A **matrix** has two dimensions - **height** & **width** (_rows & columns_). 

In Python libraries such as `numpy` & `pandas`, matrices are modeled as _**multi-dimensional arrays**_ -- essentially tables -- of elements all with matching data types (_all `int`, all `float`....etc. etc._).  


When dealing with only **one dimension** of a matrix, we use the term **vector**. **Vectors** are just one-dimensional  _**matrices**_ (_a single `list` of items ... a flat array_). Matrices are essentially **_stacked vectors_** -- multiple rows / multiple columns glued together.

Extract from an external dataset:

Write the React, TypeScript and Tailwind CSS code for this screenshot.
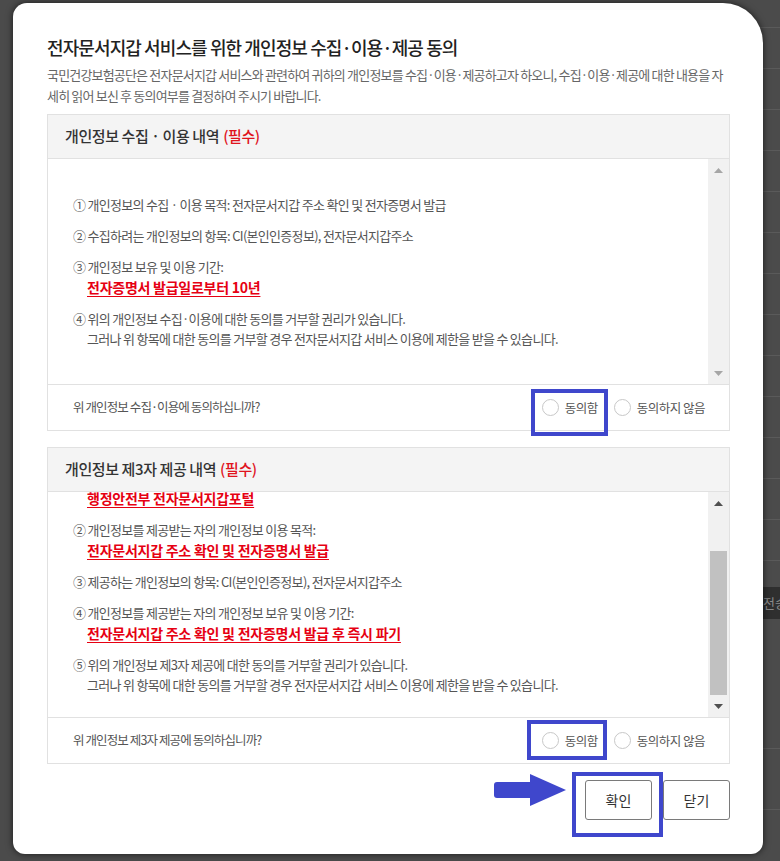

**Shape** is used to describe how many rows and columns are in a matrix (_**e.g.** `shape = 4x3` = a matrix with **4 rows** & **three columns** or `shape = 3x3x4` = a matrix with **3 rows**, **3 columns**, **three deep**_)  

**Rank** is used to describe the _number of dimensions_ of a matrix (_**e.g.** if a matrix is `4x3x3`, it is said to have a **rank** of 3 -- or **3 dimensions**_).


Various mathematical operations can be performed on matrices such as addition,subtraction, multiplication etc....although there are some specific rules to follow. Every element in one matrix is operated on with the corresponding element of another matrix when performing matrix operations -- & we'll get into some common operations below.  

You can look over addition & subtraction yourself -- we'll cover the multiplication...which can be a little tricky.




## Matrix multiplication

To multiply matrices we need **dot product**.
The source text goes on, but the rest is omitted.